Cet enthousiasme est cependant tempéré par un second article publié dans Science, qui s’interroge sur la véritable signification de ces nouvelles observations. Comment expliquer en effet que des bébés de 15 mois, ne sachant pas encore parler, possèdent la faculté de distinguer les fausses croyances, alors que ceux de trois ans, à la langue pourtant déjà bien pendue, n’en sont en grande majorité pas capables ?

Peut-être parce que la longueur du regard ne témoigne pas d’une prise de conscience d’un comportement erroné, avancent Joseph Perner (université de Salzbourg) et Ted Ruffman (université d’Otago, Nouvelle-Zélande). Mais plutôt d’un temps de traitement de l’information allongé, au niveau cérébral, face à une situation qui n’avait pas été rencontrée lors de la phase initiale de familiarisation, avancent-ils.

Seconde explication possible : les bébés auraient intégré une règle de comportement, sans pour autant se forger une théorie de l’esprit : dans l’expérience, la règle est que l’on cherche un objet là où on l’a vu pour la dernière fois.

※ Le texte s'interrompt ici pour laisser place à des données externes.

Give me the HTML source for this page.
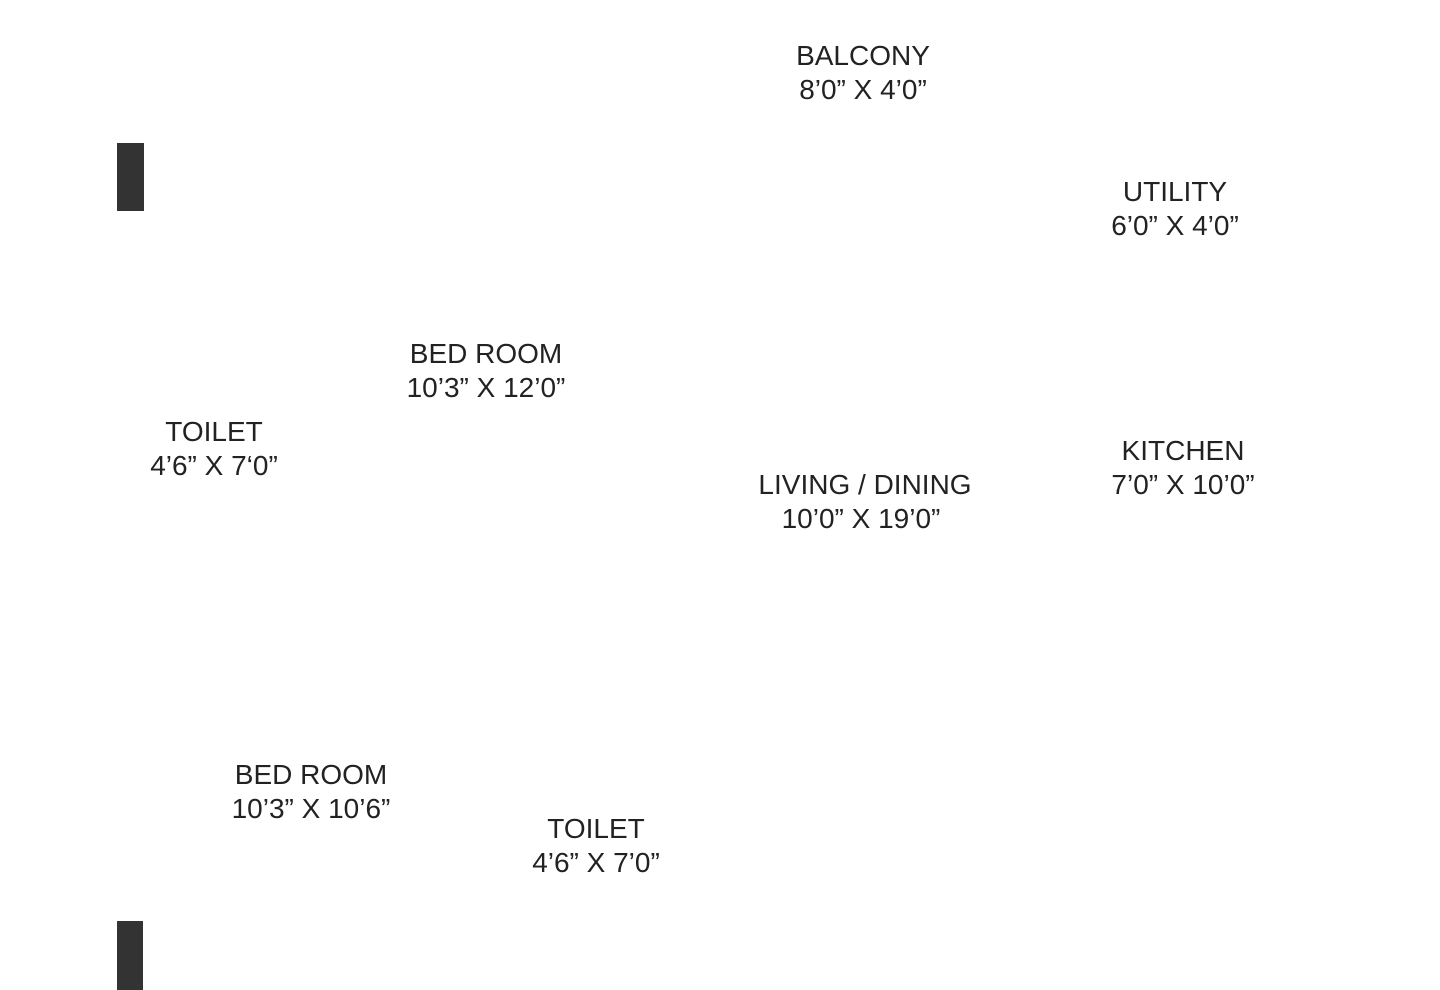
<!DOCTYPE html>
<html><head><meta charset="utf-8"><style>
html,body{margin:0;padding:0;background:#fff;width:1440px;height:990px;overflow:hidden;position:relative}
.l{position:absolute;width:400px;margin-left:-200px;text-align:center;font-family:"Liberation Sans",sans-serif;font-size:28px;line-height:34px;color:#222;white-space:nowrap}
.b{position:absolute;background:#333}
</style></head><body>
<div class="b" style="left:117px;top:143px;width:27px;height:68px"></div>
<div class="b" style="left:117px;top:921px;width:26px;height:69px"></div>
<div class="l" style="left:863px;top:39px">BALCONY<br>8’0” X 4’0”</div>
<div class="l" style="left:1175px;top:175px">UTILITY<br>6’0” X 4’0”</div>
<div class="l" style="left:486px;top:337px">BED ROOM<br>10’3” X 12’0”</div>
<div class="l" style="left:214px;top:415px">TOILET<br>4’6” X 7‘0”</div>
<div class="l" style="left:1183px;top:434px">KITCHEN<br>7’0” X 10’0”</div>
<div class="l" style="left:865px;top:468px">LIVING / DINING<br><span style="position:relative;left:-4px">10’0” X 19’0”</span></div>
<div class="l" style="left:311px;top:758px">BED ROOM<br>10’3” X 10’6”</div>
<div class="l" style="left:596px;top:812px">TOILET<br>4’6” X 7’0”</div>
</body></html>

On peut parfaitement l’intégrer, et être surpris lorsqu’elle n’est pas respectée ­ ce que traduit un temps d’observation plus long ­, "sans pour autant concevoir que l’esprit est le médiateur" entre la vision et l’action.

Pour Joseph Perner et Ted Ruffman, la théorie de l’esprit ne vient aux enfants qu’au terme d’un processus double : comme les autres primates, ils ont une prédisposition à intégrer les nouvelles règles comportementales. "Ensuite, les enfants développent une compréhension plus profonde du comportement à travers leur "enculturation" dans une communauté de langage", notent les deux chercheurs.

Ils citent des études montrant que des enfants sourds élevés par des parents ne souffrant pas de ce handicap connaissent généralement un retard de développement langagier de plusieurs années, qui se traduit par une compréhension tardive des fausses croyances.